- TASK INPUT
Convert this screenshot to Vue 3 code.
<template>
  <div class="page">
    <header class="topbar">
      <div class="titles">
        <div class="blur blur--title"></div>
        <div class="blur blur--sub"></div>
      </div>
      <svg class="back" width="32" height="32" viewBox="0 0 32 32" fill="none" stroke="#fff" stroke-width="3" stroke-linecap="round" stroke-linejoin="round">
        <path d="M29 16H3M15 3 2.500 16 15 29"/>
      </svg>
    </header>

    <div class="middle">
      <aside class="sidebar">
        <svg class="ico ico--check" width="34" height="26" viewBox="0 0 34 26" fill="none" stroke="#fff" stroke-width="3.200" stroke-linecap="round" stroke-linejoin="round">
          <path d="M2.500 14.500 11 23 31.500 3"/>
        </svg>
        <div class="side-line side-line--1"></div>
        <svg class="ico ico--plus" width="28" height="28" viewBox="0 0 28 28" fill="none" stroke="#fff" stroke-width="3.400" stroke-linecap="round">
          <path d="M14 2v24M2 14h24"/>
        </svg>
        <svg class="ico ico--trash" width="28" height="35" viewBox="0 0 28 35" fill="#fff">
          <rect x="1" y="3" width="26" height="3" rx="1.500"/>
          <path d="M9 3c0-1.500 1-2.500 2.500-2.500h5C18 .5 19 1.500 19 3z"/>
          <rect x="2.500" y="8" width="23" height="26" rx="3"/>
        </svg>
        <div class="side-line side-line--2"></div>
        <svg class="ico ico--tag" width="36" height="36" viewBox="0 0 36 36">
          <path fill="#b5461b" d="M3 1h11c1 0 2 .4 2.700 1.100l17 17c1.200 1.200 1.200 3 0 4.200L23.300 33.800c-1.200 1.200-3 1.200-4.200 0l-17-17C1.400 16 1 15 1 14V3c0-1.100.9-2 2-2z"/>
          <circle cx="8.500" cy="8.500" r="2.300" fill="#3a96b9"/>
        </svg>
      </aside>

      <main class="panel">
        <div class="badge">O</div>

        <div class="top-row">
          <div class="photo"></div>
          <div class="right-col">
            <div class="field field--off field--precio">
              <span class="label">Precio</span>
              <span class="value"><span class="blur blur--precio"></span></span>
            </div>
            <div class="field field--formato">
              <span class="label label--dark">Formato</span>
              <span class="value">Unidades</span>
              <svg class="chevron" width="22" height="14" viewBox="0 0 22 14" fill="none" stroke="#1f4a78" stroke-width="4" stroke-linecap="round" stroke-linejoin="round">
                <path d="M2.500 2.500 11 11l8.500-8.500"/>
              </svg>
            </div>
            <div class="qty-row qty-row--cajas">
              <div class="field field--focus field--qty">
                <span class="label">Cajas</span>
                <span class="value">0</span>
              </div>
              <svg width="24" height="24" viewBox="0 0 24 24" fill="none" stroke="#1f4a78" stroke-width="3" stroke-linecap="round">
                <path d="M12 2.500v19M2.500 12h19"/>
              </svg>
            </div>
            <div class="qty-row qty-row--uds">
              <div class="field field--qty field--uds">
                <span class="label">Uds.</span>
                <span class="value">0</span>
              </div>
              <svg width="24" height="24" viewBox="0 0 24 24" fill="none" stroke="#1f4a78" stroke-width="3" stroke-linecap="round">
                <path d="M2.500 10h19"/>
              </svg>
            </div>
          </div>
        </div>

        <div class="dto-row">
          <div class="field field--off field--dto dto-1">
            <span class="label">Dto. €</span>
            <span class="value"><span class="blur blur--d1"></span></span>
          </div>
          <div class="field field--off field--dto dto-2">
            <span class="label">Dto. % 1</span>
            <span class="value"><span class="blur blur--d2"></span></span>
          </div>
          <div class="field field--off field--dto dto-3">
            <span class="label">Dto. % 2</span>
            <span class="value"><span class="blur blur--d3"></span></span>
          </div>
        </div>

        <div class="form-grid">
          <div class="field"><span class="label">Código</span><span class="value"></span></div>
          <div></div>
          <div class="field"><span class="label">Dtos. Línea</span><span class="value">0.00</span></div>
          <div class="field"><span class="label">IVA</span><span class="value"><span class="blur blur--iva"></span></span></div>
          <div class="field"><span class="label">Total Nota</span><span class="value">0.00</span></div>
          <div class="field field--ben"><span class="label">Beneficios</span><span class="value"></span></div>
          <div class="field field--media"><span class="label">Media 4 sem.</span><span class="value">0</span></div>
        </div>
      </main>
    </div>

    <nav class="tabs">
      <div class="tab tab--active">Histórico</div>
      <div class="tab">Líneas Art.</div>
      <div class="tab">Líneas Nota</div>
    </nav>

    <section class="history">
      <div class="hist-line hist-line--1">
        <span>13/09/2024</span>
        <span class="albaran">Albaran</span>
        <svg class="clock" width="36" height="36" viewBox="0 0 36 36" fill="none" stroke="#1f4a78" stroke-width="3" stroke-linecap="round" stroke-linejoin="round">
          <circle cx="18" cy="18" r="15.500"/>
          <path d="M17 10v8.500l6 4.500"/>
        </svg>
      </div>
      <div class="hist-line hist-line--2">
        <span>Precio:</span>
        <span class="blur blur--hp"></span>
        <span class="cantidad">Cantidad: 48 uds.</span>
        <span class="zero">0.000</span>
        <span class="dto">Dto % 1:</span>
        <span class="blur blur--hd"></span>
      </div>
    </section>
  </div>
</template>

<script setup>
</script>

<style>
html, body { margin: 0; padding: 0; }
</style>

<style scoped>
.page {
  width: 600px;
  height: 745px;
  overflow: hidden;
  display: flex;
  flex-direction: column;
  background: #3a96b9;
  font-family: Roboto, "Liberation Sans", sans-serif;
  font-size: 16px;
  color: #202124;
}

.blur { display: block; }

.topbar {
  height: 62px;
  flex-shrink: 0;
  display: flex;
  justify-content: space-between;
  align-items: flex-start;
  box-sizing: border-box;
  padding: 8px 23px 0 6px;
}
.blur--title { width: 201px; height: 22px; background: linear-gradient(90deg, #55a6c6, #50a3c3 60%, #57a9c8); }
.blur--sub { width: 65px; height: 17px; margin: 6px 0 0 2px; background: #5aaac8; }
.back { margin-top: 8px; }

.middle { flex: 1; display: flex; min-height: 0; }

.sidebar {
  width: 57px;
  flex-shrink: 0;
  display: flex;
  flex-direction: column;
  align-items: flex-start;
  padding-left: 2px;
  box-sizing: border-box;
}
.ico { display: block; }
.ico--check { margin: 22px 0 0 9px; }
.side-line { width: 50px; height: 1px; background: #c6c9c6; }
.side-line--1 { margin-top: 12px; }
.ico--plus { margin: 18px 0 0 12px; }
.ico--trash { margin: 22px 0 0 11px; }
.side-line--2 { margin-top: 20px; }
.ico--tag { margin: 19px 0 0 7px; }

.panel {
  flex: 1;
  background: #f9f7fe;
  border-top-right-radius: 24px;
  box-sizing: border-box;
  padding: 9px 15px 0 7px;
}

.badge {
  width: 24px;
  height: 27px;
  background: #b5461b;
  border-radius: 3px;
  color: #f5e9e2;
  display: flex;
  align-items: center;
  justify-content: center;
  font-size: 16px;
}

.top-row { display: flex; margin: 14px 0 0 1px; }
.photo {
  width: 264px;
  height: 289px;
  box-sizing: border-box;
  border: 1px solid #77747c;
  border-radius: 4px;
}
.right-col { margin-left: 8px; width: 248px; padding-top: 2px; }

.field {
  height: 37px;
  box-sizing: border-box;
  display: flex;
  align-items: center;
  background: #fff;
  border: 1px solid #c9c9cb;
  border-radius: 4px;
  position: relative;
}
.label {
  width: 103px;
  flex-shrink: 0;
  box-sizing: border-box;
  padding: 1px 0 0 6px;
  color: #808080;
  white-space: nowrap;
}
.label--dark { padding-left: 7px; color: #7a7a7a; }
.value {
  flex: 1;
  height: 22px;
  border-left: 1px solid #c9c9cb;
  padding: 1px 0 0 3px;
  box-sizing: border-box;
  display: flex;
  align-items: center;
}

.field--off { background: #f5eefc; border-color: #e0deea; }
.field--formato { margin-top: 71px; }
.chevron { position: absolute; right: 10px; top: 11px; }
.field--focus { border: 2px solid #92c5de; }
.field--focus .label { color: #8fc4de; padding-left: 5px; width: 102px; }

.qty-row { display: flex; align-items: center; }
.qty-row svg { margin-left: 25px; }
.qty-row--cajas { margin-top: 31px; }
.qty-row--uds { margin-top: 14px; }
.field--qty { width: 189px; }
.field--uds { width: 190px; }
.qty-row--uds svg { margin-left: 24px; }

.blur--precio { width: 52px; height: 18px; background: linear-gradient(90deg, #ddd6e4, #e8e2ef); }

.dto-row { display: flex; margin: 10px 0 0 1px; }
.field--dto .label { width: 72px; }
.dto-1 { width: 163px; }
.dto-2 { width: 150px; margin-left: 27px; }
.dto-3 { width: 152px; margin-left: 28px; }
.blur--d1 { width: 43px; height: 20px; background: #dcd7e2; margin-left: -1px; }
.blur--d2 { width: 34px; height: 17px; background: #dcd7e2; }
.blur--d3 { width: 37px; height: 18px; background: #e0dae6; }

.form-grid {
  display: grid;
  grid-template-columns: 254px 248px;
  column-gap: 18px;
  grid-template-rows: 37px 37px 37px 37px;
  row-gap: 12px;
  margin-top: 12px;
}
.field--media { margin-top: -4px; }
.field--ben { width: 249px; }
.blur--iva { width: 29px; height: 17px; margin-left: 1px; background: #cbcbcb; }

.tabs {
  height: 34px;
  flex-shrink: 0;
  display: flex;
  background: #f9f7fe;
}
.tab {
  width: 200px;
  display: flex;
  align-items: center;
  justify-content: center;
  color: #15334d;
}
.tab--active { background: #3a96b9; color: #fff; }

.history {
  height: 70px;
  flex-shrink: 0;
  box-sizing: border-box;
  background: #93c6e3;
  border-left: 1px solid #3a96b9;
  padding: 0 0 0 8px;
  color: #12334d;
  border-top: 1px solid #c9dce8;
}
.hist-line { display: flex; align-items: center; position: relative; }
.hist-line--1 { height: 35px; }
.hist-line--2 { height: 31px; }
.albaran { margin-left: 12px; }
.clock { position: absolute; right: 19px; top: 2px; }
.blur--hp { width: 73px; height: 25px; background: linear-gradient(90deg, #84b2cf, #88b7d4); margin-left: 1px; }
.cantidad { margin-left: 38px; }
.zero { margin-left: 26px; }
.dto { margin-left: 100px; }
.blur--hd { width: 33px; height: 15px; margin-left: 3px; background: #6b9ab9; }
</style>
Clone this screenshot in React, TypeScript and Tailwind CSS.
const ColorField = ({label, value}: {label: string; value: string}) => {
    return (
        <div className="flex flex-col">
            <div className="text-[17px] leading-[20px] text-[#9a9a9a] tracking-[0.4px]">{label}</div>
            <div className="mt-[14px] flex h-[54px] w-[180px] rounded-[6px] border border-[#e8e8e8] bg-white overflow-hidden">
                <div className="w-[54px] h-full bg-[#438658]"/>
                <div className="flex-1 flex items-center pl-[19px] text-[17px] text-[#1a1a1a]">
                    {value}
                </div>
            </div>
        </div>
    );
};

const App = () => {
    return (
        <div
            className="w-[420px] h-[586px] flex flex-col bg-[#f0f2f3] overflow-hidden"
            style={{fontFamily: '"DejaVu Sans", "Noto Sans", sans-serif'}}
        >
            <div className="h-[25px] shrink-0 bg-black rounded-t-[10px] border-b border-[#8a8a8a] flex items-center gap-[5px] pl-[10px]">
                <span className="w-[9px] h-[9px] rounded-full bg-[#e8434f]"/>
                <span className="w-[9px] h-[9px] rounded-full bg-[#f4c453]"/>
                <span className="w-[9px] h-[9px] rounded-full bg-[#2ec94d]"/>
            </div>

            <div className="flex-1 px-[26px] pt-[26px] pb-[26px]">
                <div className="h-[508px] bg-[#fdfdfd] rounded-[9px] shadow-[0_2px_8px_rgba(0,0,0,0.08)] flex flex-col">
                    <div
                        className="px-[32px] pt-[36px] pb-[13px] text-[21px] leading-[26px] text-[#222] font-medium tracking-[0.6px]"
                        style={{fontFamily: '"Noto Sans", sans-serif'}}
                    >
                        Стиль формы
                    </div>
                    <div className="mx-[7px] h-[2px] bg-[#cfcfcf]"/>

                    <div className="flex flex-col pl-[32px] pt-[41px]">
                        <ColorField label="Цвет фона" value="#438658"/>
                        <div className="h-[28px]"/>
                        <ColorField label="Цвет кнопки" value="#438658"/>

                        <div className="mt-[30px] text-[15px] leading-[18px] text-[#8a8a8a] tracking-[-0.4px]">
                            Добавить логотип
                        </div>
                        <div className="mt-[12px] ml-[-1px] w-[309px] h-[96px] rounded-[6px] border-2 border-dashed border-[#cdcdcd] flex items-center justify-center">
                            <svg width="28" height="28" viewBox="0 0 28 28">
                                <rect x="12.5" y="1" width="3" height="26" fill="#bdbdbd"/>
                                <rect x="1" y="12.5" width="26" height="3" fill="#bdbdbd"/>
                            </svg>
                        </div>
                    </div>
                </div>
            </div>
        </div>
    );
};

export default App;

- OBJECTIVE
In the data above, how many lines contain the string "this"? Answer with the number only.

- CORRECT OUTPUT
2